Help may come from an inside source. The Internet Engineering Task Force (IETF), a standards-setting body, recently considered whether it should "support mechanisms whose primary purpose is to support wiretapping or other law enforcement activities." IETF's chairman, an engineer for Cisco said, "It is only logical that the subject has to come up. We are deciding to bring it up proactively rather than reacting to something later in the game." An FBI spokesman chimed in saying the IETF's choice was "a wise and prudent move."

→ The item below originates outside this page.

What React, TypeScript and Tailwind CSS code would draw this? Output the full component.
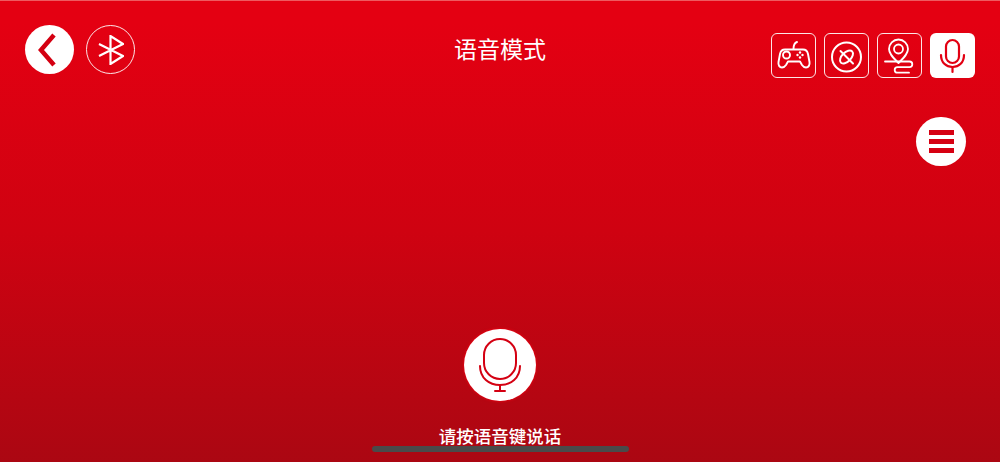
const FONT = "font-['Liberation_Sans','Noto_Sans_CJK_SC',sans-serif]"

function Gamepad() {
  return (
    <svg width="45" height="45" viewBox="0 0 45 45" fill="none" stroke="currentColor" strokeWidth="1.900" strokeLinecap="round" strokeLinejoin="round" className="shrink-0">
      <path d="M22.500 16c0-3.500 .8-6 3.500-7" />
      <path d="M14 16.500H32C35 16.500 36.500 18.500 37 21L38.500 29C39 32 37.500 34.500 35 34.500C33 34.500 32 33.500 31 32L29 28.500H17L15 32C14 33.500 13 34.500 11 34.500C8.500 34.500 7 32 7.500 29L9 21C9.500 18.500 11 16.500 14 16.500Z" />
      <circle cx="15.500" cy="22" r="3.500" />
      <circle cx="29" cy="19.500" r="1.200" fill="currentColor" stroke="none" />
      <circle cx="29" cy="24.500" r="1.200" fill="currentColor" stroke="none" />
      <circle cx="26.500" cy="22" r="1.200" fill="currentColor" stroke="none" />
      <circle cx="31.500" cy="22" r="1.200" fill="currentColor" stroke="none" />
    </svg>
  )
}

function Steering() {
  return (
    <svg width="45" height="45" viewBox="0 0 45 45" fill="none" stroke="currentColor" strokeWidth="2" strokeLinecap="round" className="shrink-0">
      <circle cx="22.500" cy="24" r="14.500" />
      <ellipse cx="22.500" cy="24" rx="4.500" ry="8" transform="rotate(45 22.500 24)" />
      <path d="M16.500 18L29 30.500" />
    </svg>
  )
}

function RoutePin() {
  return (
    <svg width="45" height="45" viewBox="0 0 45 45" fill="none" stroke="currentColor" strokeWidth="1.800" strokeLinecap="round" strokeLinejoin="round" className="shrink-0">
      <path d="M21.500 30c-5-5-9.500-9-9.500-14a9.500 9.500 0 0 1 19 0c0 5-4.500 9-9.500 14z" />
      <circle cx="21.500" cy="16" r="4.500" />
      <path d="M8 28.500H32.500a2.800 2.800 0 0 1 0 5.600H20.500a2.800 2.800 0 0 0 0 5.600H32" />
    </svg>
  )
}

function SmallMic() {
  return (
    <svg width="45" height="45" viewBox="0 0 45 45" fill="none" stroke="currentColor" strokeWidth="2.200" strokeLinecap="round" className="shrink-0">
      <rect x="16" y="7" width="13" height="23" rx="6.500" />
      <path d="M11 22c0 7.500 5 12 11.500 12S34 29.500 34 22" />
      <path d="M22.500 34v5" />
    </svg>
  )
}

function BigMic() {
  return (
    <svg width="72" height="72" viewBox="0 0 72 72" fill="none" stroke="currentColor" strokeWidth="2" strokeLinecap="round" strokeLinejoin="round">
      <rect x="20" y="10" width="32" height="40" rx="16" />
      <path d="M16 37c0 12 9 19 20 19s20-7 20-19" />
      <path d="M36 56v6M31 62h10" />
    </svg>
  )
}

function ModeButton({ active, children }: { active?: boolean; children: React.ReactNode }) {
  return (
    <div
      className={
        active
          ? 'flex h-[45px] w-[45px] items-center justify-center rounded-[6px] bg-white text-[#e20012]'
          : 'flex h-[45px] w-[45px] items-center justify-center rounded-[6px] border-[1.5px] border-white/90 text-white'
      }
    >
      {children}
    </div>
  )
}

export default function App() {
  return (
    <div className={`${FONT} relative flex h-[462px] w-[1000px] flex-col overflow-hidden bg-gradient-to-b from-[#e40012] from-5% via-[#cf0211] via-50% to-[#ab0712] text-white`}>
      <div className="absolute inset-x-0 top-0 h-px bg-[#ee5a60]" />
      <div className="flex items-start justify-between px-[25px] pt-[25px]">
        <div className="flex w-[204px] gap-[12px]">
          <div className="flex h-[49px] w-[49px] items-center justify-center rounded-full bg-white pr-[6px] text-[#d40012]">
            <svg width="20" height="34" viewBox="0 0 20 34" fill="none" stroke="currentColor" strokeWidth="4.500">
              <path d="M17 2L4 17l13 15" />
            </svg>
          </div>
          <div className="flex h-[49px] w-[49px] items-center justify-center rounded-full border-[1.5px] border-white/90">
            <svg width="26" height="30" viewBox="0 0 26 30" fill="none" stroke="currentColor" strokeWidth="2.200">
              <path d="M1 9L25 21 12.500 29V1L25 9 1 21" />
            </svg>
          </div>
        </div>
        <div className="pt-[9px] text-[23px] leading-[32px]">语音模式</div>
        <div className="flex w-[204px] justify-end gap-[8px] pt-[8px]">
          <ModeButton><Gamepad /></ModeButton>
          <ModeButton><Steering /></ModeButton>
          <ModeButton><RoutePin /></ModeButton>
          <ModeButton active><SmallMic /></ModeButton>
        </div>
      </div>
      <div className="mt-[39px] flex justify-end pr-[34px]">
        <div className="flex h-[49px] w-[50px] flex-col items-center justify-center gap-[4px] rounded-full bg-white">
          <div className="h-[5px] w-[25px] bg-[#d60012]" />
          <div className="h-[5px] w-[25px] bg-[#d60012]" />
          <div className="h-[5px] w-[25px] bg-[#d60012]" />
        </div>
      </div>
      <div className="mt-[163px] flex flex-col items-center">
        <div className="flex h-[72px] w-[72px] items-center justify-center rounded-full bg-white text-[#d40012] shadow-[0_0_3px_#ff0012]">
          <BigMic />
        </div>
        <div className="mt-[25px] text-[17.500px] font-medium leading-[22px]">请按语音键说话</div>
      </div>
      <div className="absolute bottom-[10px] left-[372px] h-[6px] w-[257px] rounded-full bg-[#4a4a4a]" />
    </div>
  )
}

A worldwide Internet standard for snooping is unlikely given the conflicting interests of countries such as China, Britain, Japan, and the U.S. National Standards will control, as Mr. Hundt said in his London speech: "Foreign-owned networks are just as subject as domestic-owned networks to any nation's privacy laws or police powers."

Since this policy has never been modified by the U.S. government, nations receiving American telecommunications investment can look forward to splendid cooperation as the firms assist governments to spread surveillance and revolution to every city and town, village, and farm.